Information is becoming a signification resource in a societies and organizations.

Information quality is becoming recognized as a critical and competitive strength in business.

Information quality is not an entirely new concept, but it has gained increasing attention

during the last few years, also in business communities. Much like information, the concept of

quality is defined in different ways by different people.

The quality perception is that the customer must believe that the product or service is the

right one, satisfies his or her needs, meets his or her expectations, and is delivered with integrity,

courtesy, and respect. Further, quality is also described by a number of dimensions, durability,

performance, competitiveness, process capability, freedom from errors, and reliability being just

some of them. Further, these dimensions vary in their importance as a commonly accepted

dimension of quality.

Wang and Strong (1996) show that users view some quality dimensions as impartial - i.e.,

the perception of quality along these dimensions is based on the data itself, regardless of how that

data is used. Other dimensions are viewed as being contextual and the perception of quality along

these depends on the decision context in which the data is used.

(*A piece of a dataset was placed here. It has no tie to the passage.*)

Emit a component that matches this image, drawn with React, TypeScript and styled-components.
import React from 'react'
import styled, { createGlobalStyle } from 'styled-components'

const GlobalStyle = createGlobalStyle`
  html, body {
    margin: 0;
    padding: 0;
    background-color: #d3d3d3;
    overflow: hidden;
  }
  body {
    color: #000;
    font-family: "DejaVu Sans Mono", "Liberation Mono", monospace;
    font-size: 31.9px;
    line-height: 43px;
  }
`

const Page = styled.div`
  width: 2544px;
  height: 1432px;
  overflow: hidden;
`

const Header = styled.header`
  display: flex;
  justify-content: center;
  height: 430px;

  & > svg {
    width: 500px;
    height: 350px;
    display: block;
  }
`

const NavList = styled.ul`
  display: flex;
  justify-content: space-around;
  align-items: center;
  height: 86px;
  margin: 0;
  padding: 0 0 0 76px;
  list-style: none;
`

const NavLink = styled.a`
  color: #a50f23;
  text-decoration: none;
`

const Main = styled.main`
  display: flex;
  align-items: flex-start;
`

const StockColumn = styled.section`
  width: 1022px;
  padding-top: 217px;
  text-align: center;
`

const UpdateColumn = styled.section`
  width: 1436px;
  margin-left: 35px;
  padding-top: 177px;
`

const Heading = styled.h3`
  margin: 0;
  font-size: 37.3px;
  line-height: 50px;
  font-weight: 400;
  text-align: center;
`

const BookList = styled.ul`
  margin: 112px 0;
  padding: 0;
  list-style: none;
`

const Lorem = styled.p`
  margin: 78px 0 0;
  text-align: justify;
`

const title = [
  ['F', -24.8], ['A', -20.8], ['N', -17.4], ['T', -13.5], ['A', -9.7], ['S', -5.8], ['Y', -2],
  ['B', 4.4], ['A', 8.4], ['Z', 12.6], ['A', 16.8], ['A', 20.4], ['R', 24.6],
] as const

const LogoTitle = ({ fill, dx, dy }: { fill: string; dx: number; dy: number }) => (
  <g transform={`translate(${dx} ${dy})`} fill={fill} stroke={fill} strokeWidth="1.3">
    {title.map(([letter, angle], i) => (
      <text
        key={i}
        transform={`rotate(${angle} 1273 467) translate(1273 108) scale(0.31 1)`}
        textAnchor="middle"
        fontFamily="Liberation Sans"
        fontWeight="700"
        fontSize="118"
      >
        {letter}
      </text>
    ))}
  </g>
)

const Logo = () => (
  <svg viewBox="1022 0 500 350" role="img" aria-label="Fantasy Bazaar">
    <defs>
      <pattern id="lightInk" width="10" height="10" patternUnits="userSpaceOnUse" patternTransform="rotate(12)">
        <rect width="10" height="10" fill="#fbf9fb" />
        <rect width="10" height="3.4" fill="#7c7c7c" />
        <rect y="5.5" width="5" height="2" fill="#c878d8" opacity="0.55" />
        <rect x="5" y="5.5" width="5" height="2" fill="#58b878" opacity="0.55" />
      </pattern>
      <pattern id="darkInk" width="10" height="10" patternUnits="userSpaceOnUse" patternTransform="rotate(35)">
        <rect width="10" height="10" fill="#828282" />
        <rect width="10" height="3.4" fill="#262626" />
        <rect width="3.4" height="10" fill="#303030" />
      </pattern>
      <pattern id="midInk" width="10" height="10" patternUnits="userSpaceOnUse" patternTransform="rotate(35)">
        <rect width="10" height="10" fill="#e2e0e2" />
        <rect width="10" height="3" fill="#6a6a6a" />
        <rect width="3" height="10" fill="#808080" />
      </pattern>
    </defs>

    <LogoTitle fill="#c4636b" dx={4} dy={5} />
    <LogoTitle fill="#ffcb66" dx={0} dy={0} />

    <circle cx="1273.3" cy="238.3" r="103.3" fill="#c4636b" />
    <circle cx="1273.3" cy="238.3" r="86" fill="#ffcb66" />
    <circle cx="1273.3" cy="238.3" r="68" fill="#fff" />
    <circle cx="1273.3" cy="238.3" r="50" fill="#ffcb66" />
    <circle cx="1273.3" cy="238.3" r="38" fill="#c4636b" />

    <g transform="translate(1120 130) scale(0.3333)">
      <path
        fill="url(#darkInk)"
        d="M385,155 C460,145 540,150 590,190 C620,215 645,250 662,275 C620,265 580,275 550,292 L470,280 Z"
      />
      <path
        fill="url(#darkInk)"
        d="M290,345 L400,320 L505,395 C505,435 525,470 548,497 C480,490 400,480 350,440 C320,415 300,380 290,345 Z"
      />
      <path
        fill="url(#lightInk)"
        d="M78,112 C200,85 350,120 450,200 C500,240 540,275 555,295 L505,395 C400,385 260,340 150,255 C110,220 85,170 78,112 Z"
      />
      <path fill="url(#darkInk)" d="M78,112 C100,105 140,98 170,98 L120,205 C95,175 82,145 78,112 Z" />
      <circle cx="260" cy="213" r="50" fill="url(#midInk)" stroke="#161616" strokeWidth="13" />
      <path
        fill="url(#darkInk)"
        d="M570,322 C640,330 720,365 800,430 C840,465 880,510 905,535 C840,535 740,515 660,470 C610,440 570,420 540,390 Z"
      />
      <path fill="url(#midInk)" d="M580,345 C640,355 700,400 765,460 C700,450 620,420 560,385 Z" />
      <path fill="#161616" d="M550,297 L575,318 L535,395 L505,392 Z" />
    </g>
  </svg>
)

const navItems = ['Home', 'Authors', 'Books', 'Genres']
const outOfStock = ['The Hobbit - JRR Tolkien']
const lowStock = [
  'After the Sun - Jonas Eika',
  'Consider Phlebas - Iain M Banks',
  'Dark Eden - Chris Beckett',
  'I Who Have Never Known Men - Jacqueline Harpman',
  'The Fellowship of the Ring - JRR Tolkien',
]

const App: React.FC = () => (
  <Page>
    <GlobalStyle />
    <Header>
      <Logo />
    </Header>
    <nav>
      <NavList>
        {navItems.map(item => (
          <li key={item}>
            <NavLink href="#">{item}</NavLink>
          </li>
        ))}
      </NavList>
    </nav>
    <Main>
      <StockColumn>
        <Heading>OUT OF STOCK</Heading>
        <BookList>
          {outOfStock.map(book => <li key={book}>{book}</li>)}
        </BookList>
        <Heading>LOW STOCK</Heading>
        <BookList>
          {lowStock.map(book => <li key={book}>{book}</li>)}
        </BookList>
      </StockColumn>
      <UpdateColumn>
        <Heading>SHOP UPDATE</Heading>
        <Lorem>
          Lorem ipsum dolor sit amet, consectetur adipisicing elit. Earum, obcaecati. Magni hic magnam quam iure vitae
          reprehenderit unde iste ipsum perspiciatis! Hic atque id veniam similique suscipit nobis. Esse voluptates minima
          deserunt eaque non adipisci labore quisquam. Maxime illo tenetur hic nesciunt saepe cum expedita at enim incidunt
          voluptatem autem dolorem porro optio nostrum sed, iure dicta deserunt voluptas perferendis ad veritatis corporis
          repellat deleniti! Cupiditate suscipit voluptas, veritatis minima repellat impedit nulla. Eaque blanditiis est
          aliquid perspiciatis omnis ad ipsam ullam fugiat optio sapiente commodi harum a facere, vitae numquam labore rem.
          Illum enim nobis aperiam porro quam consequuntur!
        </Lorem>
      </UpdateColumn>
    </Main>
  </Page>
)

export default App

Quality information will improve consumers’ provider choices only if it considers the

features of care that consumers perceive as relevant to their provider choices. A large number of

recent studies describe consumer perceptions of health care quality. These studies typically

employ focus group and survey methods to elicit consumer perspectives on important factors

considered in choosing a health care provider. These studies find that consumers conceptualize

and value quality of care as distinct from other features of care, such as cost, access and

convenience ( Robinson, 1997).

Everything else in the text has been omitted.